Benchmarking “Smart City” Technology Adoption in California: An Innovative Web Platform for Exploring New Data and Tracking Adoption

Status

Complete

Project Timeline

August 19, 2020 - August 18, 2021

Principal Investigator

Areas of Expertise

Intelligent Transportation Systems, Emerging Technologies, & Big Data

Campus(es)

UC Berkeley

Project Summary

In recent years, “smart city” technologies have emerged to help cities, special districts, and other public agencies prolong the life of their infrastructure, communicate with citizens, and provide more effective services. Common transportation examples include intelligent traffic signal priority systems and publicly-shared general transit specification feeds.

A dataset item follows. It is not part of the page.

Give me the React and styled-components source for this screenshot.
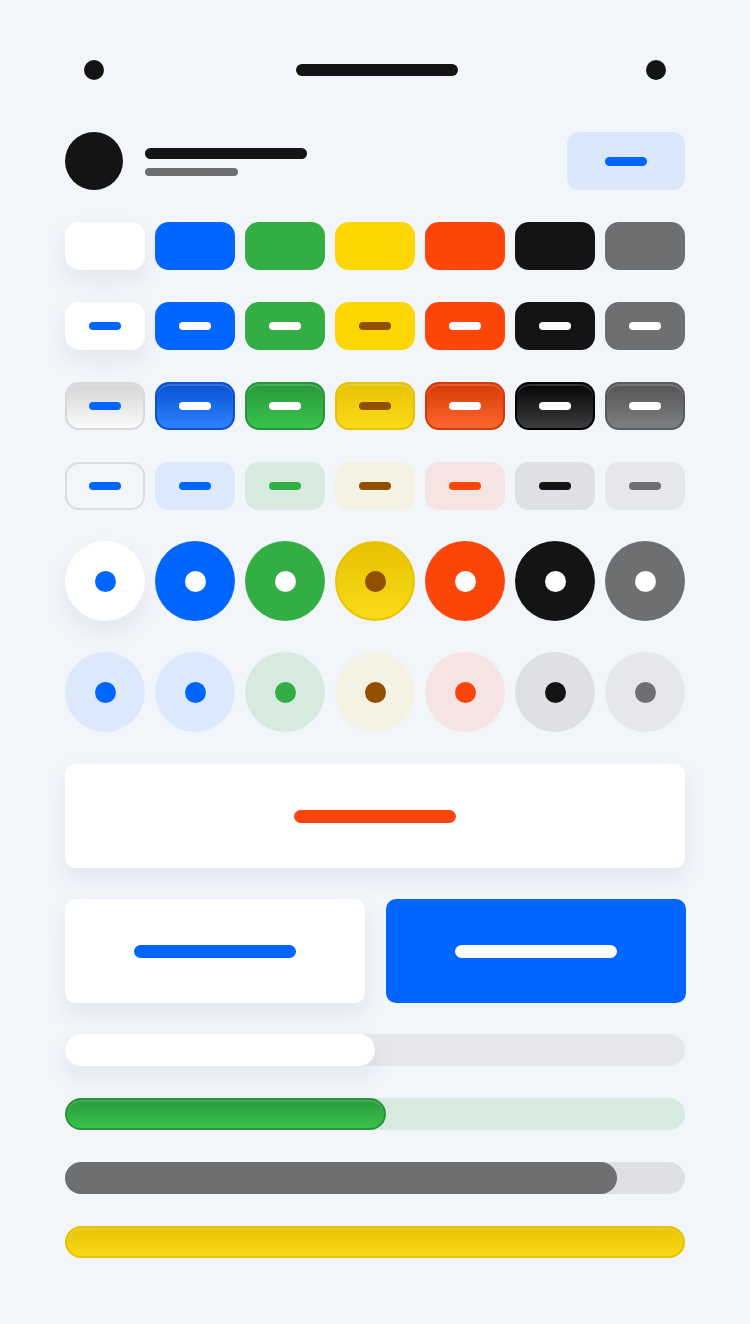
import styled, { createGlobalStyle, css } from "styled-components";

const GlobalStyle = createGlobalStyle`
  html, body {
    margin: 0;
    padding: 0;
    background: #f2f5fa;
    font-family: "Inter", "Liberation Sans", sans-serif;
  }
`;

const palette = {
  white: { solid: "#ffffff", ink: "#0066ff", tint: "#ffffff", tintInk: "#0066ff", dot: "#0066ff", top: "#d4d4d6", bottom: "#fbfbfb", edge: "#d9d9db" },
  blue: { solid: "#0066ff", ink: "#ffffff", tint: "#dce8fb", tintInk: "#0066ff", dot: "#0066ff", top: "#0852d2", bottom: "#2d82ff", edge: "#0a52cf" },
  green: { solid: "#32ae45", ink: "#ffffff", tint: "#d6eadf", tintInk: "#32ae45", dot: "#32ae45", top: "#289a3a", bottom: "#39c24e", edge: "#27953a" },
  yellow: { solid: "#fcd600", ink: "#924f00", tint: "#f3f2e3", tintInk: "#924f00", dot: "#924f00", top: "#e8c305", bottom: "#fbda18", edge: "#e7c000" },
  orange: { solid: "#fb4509", ink: "#ffffff", tint: "#f5e4e1", tintInk: "#fb4509", dot: "#fb4509", top: "#d63b05", bottom: "#ff6530", edge: "#d23a06" },
  black: { solid: "#141414", ink: "#ffffff", tint: "#dfe0e4", tintInk: "#141414", dot: "#141414", top: "#050505", bottom: "#3c3c3c", edge: "#000000" },
  gray: { solid: "#6e6f71", ink: "#ffffff", tint: "#e6e7eb", tintInk: "#6e6f71", dot: "#6e6f71", top: "#545456", bottom: "#7e7f81", edge: "#5a5b5d" },
};

const keys = ["white", "blue", "green", "yellow", "orange", "black", "gray"];

const softShadow = "0 10px 22px rgba(30, 45, 90, 0.07)";

const Page = styled.div`
  width: 750px;
  min-height: 1324px;
  box-sizing: border-box;
  padding: 60px 65px 0;
  display: flex;
  flex-direction: column;
`;

const StatusBar = styled.div`
  height: 20px;
  padding: 0 19px;
  display: flex;
  align-items: center;
  justify-content: space-between;
`;

const Dot = styled.span`
  width: 20px;
  height: 20px;
  border-radius: 50%;
  background: #141414;
`;

const Notch = styled.span`
  width: 162px;
  height: 12px;
  border-radius: 6px;
  background: #141414;
  margin-left: 4px;
`;

const Header = styled.div`
  margin-top: 52px;
  height: 58px;
  display: flex;
  align-items: center;
  gap: 22px;
`;

const Avatar = styled.div`
  width: 58px;
  height: 58px;
  border-radius: 50%;
  background: #141414;
  flex-shrink: 0;
`;

const Titles = styled.div`
  flex: 1;
  display: flex;
  flex-direction: column;
  gap: 9px;
  padding-top: 2px;
`;

const Line = styled.span`
  display: block;
  width: ${(p) => p.$w}px;
  height: ${(p) => p.$h}px;
  border-radius: ${(p) => p.$h / 2}px;
  background: ${(p) => p.$c};
`;

const HeaderButton = styled.div`
  width: 118px;
  height: 58px;
  border-radius: 12px;
  background: #dbe7fa;
  display: flex;
  align-items: center;
  justify-content: center;
`;

const Grid = styled.div`
  display: grid;
  grid-template-columns: repeat(7, 80px);
  column-gap: 10px;
  row-gap: ${(p) => p.$gap}px;
  margin-top: ${(p) => p.$mt}px;
`;

const Tile = styled.div`
  height: 48px;
  box-sizing: border-box;
  border-radius: 14px;
  display: flex;
  align-items: center;
  justify-content: center;
  ${(p) => {
    const c = palette[p.$k];
    if (p.$variant === "gloss")
      return css`
        background: linear-gradient(180deg, ${c.top}, ${c.bottom});
        border: 2px solid ${c.edge};
        box-shadow: inset 0 2px 0 rgba(255, 255, 255, 0.18);
      `;
    if (p.$variant === "tint")
      return p.$k === "white"
        ? css`
            background: transparent;
            border: 2px solid #dcdde1;
          `
        : css`
            background: ${c.tint};
          `;
    return css`
      background: ${c.solid};
      ${p.$k === "white" && `box-shadow: ${softShadow};`}
    `;
  }}
`;

const Pill = styled.span`
  width: 32px;
  height: 8px;
  border-radius: 4px;
  background: ${(p) => p.$c};
`;

const Round = styled.div`
  width: 80px;
  height: 80px;
  box-sizing: border-box;
  border-radius: 50%;
  display: flex;
  align-items: center;
  justify-content: center;
  background: ${(p) => p.$bg};
  ${(p) => p.$shadow && `box-shadow: ${softShadow};`}
  ${(p) =>
    p.$gloss &&
    css`
      background: linear-gradient(180deg, #e6c200, #fadb1a);
      border: 2px solid #eac300;
    `}
`;

const Pip = styled.span`
  width: 21px;
  height: 21px;
  border-radius: 50%;
  background: ${(p) => p.$c};
`;

const Card = styled.div`
  height: 104px;
  border-radius: 10px;
  background: ${(p) => p.$bg || "#ffffff"};
  display: flex;
  align-items: center;
  justify-content: center;
  margin-top: ${(p) => p.$mt || 0}px;
  ${(p) => !p.$bg && `box-shadow: ${softShadow};`}
`;

const Bar = styled.span`
  width: 162px;
  height: 13px;
  border-radius: 6.5px;
  background: ${(p) => p.$c};
`;

const Pair = styled.div`
  margin-top: 31px;
  display: grid;
  grid-template-columns: 300px 300px;
  column-gap: 21px;
`;

const Tracks = styled.div`
  margin-top: 31px;
  display: flex;
  flex-direction: column;
  gap: 32px;
`;

const Track = styled.div`
  height: 32px;
  border-radius: 16px;
  background: ${(p) => p.$bg};
  display: flex;
`;

const Fill = styled.div`
  height: 32px;
  box-sizing: border-box;
  border-radius: 16px;
  ${(p) =>
    p.$kind === "white"
      ? css`
          background: #ffffff;
          box-shadow: ${softShadow};
        `
      : p.$kind === "flat"
      ? css`
          background: #6e6f71;
        `
      : css`
          background: linear-gradient(180deg, ${palette[p.$kind].top}, ${palette[p.$kind].bottom});
          border: 2px solid ${palette[p.$kind].edge};
          box-shadow: inset 0 2px 0 rgba(255, 255, 255, 0.15);
        `}
`;

const tracks = [
  { bg: "#e6e7eb", kind: "white", pct: 50 },
  { bg: "#d6eadf", kind: "green", pct: 51.8 },
  { bg: "#dfe0e4", kind: "flat", pct: 89 },
  { bg: "#f3f2e3", kind: "yellow", pct: 100 },
];

export default function App() {
  return (
    <>
      <GlobalStyle />
      <Page>
        <StatusBar>
          <Dot />
          <Notch />
          <Dot />
        </StatusBar>

        <Header>
          <Avatar />
          <Titles>
            <Line $w={162} $h={11} $c="#141414" />
            <Line $w={93} $h={8} $c="#6e6f71" />
          </Titles>
          <HeaderButton>
            <Line $w={42} $h={9} $c="#0066ff" />
          </HeaderButton>
        </Header>

        <Grid $mt={32} $gap={32}>
          {keys.map((k) => (
            <Tile key={"s" + k} $k={k} $variant="solid" />
          ))}
          {keys.map((k) => (
            <Tile key={"p" + k} $k={k} $variant="solid">
              <Pill $c={palette[k].ink} />
            </Tile>
          ))}
          {keys.map((k) => (
            <Tile key={"g" + k} $k={k} $variant="gloss">
              <Pill $c={palette[k].ink} />
            </Tile>
          ))}
          {keys.map((k) => (
            <Tile key={"t" + k} $k={k} $variant="tint">
              <Pill $c={palette[k].tintInk} />
            </Tile>
          ))}
        </Grid>

        <Grid $mt={31} $gap={31}>
          {keys.map((k) => (
            <Round
              key={"r" + k}
              $bg={palette[k].solid}
              $shadow={k === "white"}
              $gloss={k === "yellow"}
            >
              <Pip $c={palette[k].ink} />
            </Round>
          ))}
          {keys.map((k) => (
            <Round key={"rt" + k} $bg={k === "white" ? "#dce8fb" : palette[k].tint}>
              <Pip $c={palette[k].dot} />
            </Round>
          ))}
        </Grid>

        <Card $mt={32}>
          <Bar $c="#fb4509" />
        </Card>

        <Pair>
          <Card>
            <Bar $c="#0066ff" />
          </Card>
          <Card $bg="#0066ff">
            <Bar $c="#ffffff" />
          </Card>
        </Pair>

        <Tracks>
          {tracks.map((t, i) => (
            <Track key={i} $bg={t.bg}>
              <Fill $kind={t.kind} style={{ width: `${t.pct}%` }} />
            </Track>
          ))}
        </Tracks>
      </Page>
    </>
  );
}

Comprehensive data regarding the uptake of such technologies is essential for policymakers and engineers to make careful choices about technology design and adoption, yet it is limited. While consultancies such as the McKinsey Global Institute have created “smart cities indices,” these and other existing indices aggregate propriety data according to non-transparent formulas. They are also one-time studies that cannot show longitudinal change, and do not offer coverage of smaller towns and cities alongside major metropolitan areas. A UCITS SB1 2019-2020 grant funded our initial work to develop and pilot a methodology for building this dataset. In this grant application, we propose to conduct extensive data collection using this research methodology to build: 1) a comprehensive and transparent dataset measuring technology adoption across California, and; 2) develop a long-term strategy for sustainable data collection over time. This research project falls under research priority Section D: Innovative Mobility.